A modern retail ERP program should focus on workflow standardization before automation, data quality before analytics, and governance before scale. Cloud ERP, when paired with a disciplined integration strategy and enterprise architecture, can reduce repetitive store tasks such as stock reconciliation, transfer approvals, price updates, receiving validation, workforce-related approvals, and exception handling. The strongest outcomes come from aligning store operations, finance, supply chain, merchandising, and IT around a shared ERP platform strategy rather than treating store automation as a point solution exercise.
Why manual store workflows remain expensive even when retailers have multiple systems
Many retailers assume manual work exists because they lack software. In practice, manual work often survives because the application landscape is fragmented and process accountability is unclear. A store manager may use one system for inventory, another for workforce actions, a spreadsheet for daily controls, email for approvals, and a separate portal for vendor communication. Each handoff creates latency, duplicate entry, and inconsistent records. Even when each tool performs adequately in isolation, the end-to-end process remains manual.
This is why ERP modernization should be framed as business process optimization, not only system replacement. The objective is to redesign how work flows across store operations, regional management, finance, procurement, and customer-facing teams. Retailers that standardize workflows at the enterprise level gain better operational resilience because stores can continue operating with fewer local workarounds and less dependence on tribal knowledge.
Which store workflows should be prioritized first
The best candidates for early transformation are high-volume, repeatable workflows with measurable exception rates and clear ownership. These usually include inventory adjustments, goods receipt validation, inter-store transfers, markdown approvals, replenishment exceptions, store expense controls, returns reconciliation, and daily operational reporting. These processes consume labor every day and often expose the business to shrink, margin leakage, and reporting delays.
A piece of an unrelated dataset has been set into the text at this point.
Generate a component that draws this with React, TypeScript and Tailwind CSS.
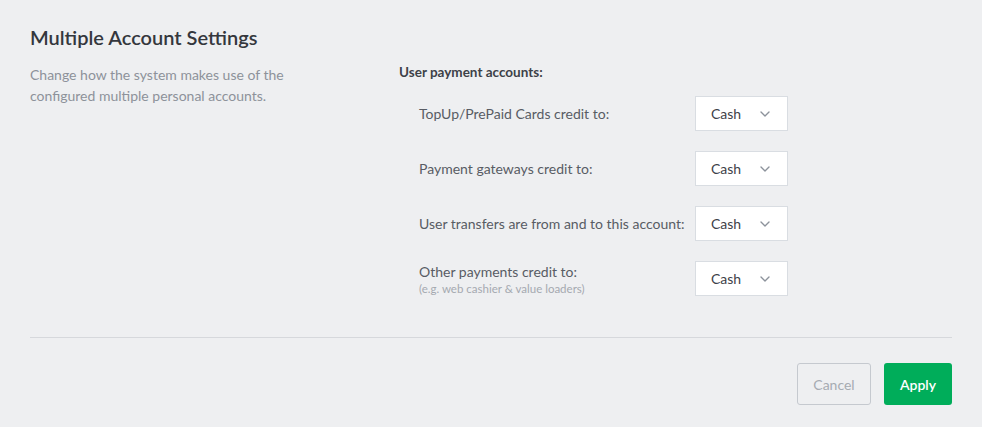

| Workflow Area | Typical Manual Pattern | Business Impact | ERP Transformation Priority |
|---|---|---|---|
| Inventory reconciliation | Spreadsheet counts and delayed updates | Stock inaccuracy, lost sales, shrink exposure | High |
| Store receiving | Paper checks and manual mismatch handling | Supplier disputes, delayed availability, audit gaps | High |
| Price and promotion execution | Email-based approvals and local interpretation | Margin leakage, inconsistent customer experience | High |
| Inter-store transfers | Phone or email coordination | Slow fulfillment, poor traceability | Medium to High |
| Store expense approvals | Offline approvals and fragmented records | Budget leakage, weak governance | Medium |
| Daily store reporting | Manual consolidation from multiple systems | Delayed decisions, low confidence in KPIs | High |
Prioritization should not be based only on user frustration. It should be based on labor intensity, financial exposure, control weakness, and cross-functional dependency. A workflow that touches stores, finance, and supply chain usually delivers more enterprise value than a narrowly local process, because it improves both execution and reporting integrity.
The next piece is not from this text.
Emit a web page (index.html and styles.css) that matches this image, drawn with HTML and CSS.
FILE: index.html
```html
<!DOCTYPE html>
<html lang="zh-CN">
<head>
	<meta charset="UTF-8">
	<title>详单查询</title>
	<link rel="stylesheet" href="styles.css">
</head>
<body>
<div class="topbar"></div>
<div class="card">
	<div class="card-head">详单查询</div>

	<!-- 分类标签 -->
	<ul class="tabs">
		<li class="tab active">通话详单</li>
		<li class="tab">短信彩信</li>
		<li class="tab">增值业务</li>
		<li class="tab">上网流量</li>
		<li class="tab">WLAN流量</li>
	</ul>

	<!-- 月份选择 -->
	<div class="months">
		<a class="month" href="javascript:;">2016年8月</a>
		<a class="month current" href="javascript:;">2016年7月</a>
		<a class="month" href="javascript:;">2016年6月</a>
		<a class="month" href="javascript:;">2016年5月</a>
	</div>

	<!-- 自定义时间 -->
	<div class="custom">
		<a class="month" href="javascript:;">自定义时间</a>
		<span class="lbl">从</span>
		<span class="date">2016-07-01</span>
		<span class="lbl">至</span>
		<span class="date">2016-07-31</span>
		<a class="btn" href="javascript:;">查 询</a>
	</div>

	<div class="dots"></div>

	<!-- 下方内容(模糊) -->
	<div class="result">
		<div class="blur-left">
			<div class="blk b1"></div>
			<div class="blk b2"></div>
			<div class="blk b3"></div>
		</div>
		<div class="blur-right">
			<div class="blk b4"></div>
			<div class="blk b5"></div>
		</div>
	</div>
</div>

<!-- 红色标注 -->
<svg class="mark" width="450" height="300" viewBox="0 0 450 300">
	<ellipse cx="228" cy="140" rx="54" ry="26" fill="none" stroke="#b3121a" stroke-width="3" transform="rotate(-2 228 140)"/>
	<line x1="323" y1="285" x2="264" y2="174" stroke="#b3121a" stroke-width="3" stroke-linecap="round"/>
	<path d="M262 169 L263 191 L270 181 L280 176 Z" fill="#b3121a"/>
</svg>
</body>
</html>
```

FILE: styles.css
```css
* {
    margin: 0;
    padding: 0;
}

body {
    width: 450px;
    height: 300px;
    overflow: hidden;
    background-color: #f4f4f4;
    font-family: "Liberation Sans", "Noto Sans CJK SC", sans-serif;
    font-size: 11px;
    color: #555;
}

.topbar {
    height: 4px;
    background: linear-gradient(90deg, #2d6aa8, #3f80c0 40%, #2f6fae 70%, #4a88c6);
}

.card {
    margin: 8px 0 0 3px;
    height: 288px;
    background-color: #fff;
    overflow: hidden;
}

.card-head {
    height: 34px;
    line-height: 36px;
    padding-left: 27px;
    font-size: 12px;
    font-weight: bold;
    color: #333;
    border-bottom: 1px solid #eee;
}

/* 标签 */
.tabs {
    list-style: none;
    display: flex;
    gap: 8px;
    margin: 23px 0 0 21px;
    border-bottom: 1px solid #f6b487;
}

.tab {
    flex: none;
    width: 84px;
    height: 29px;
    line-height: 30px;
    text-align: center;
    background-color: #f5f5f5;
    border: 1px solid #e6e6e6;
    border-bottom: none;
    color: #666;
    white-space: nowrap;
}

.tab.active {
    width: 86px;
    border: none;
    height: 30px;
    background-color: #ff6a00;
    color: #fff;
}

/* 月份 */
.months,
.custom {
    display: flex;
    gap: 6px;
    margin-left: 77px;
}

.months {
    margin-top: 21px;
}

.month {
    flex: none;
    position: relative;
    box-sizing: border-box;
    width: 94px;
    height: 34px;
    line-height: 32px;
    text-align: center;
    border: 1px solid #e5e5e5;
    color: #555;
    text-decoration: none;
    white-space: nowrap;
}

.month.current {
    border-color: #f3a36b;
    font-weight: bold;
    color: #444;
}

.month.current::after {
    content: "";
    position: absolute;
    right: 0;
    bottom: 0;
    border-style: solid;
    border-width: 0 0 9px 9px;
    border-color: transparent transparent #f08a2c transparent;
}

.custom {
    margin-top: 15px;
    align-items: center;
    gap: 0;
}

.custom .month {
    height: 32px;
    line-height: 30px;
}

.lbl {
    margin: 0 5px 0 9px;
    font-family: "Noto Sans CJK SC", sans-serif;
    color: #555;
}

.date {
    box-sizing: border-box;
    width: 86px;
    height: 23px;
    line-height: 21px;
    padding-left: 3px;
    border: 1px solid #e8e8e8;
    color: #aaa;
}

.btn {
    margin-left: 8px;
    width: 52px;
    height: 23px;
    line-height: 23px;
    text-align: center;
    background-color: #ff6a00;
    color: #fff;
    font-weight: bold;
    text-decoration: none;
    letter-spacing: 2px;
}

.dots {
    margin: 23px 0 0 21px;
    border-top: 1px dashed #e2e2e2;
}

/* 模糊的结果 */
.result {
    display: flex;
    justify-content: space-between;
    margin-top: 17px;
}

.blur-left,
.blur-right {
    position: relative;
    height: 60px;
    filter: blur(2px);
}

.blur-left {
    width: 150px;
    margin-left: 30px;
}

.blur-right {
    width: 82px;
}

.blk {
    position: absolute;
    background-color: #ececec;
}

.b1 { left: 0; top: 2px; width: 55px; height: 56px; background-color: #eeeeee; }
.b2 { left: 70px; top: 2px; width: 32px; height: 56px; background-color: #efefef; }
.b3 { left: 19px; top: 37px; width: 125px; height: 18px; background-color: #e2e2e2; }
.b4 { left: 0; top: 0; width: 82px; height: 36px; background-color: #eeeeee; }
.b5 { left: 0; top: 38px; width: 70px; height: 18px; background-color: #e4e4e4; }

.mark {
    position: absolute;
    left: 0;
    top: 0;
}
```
A decision framework for choosing the right retail ERP transformation path
Retail leaders typically face three architecture choices: extend the legacy ERP, adopt a modern Cloud ERP core, or build a hybrid model where a modern ERP platform orchestrates workflows while selected legacy systems remain temporarily in place. The right choice depends on process complexity, integration debt, multi-company management needs, compliance requirements, and the speed of change expected by the business.
- Choose legacy extension only when the current ERP still supports core data integrity, integration is manageable, and the business needs targeted workflow automation rather than broad operating model change.
- Choose Cloud ERP when the retailer needs standardized processes across banners, regions, or legal entities, stronger governance, faster deployment of new capabilities, and better enterprise scalability.
- Choose a hybrid modernization path when business continuity is critical, store operations cannot tolerate a large cutover, and the organization needs phased legacy modernization with API-first architecture.
For many enterprises, the hybrid path is the most practical because it reduces transformation risk while creating a foundation for future consolidation. It also supports partner-led delivery models, where system integrators, MSPs, and ERP partners can sequence modernization by domain. In these scenarios, a white-label ERP approach can be relevant when partners need to package industry workflows, governance models, and managed services under their own service framework. SysGenPro is most relevant in this context as a partner-first White-label ERP Platform and Managed Cloud Services provider that can support ecosystem-led delivery without forcing a direct-vendor model.
What the target architecture should accomplish
The target architecture for store workflow reduction should do more than digitize forms. It should create a reliable operational backbone where transactions, approvals, master data, and analytics are connected. That usually means a Cloud ERP core, an integration layer built on API-first architecture, role-based Identity and Access Management, and a data model that supports both store-level execution and enterprise reporting.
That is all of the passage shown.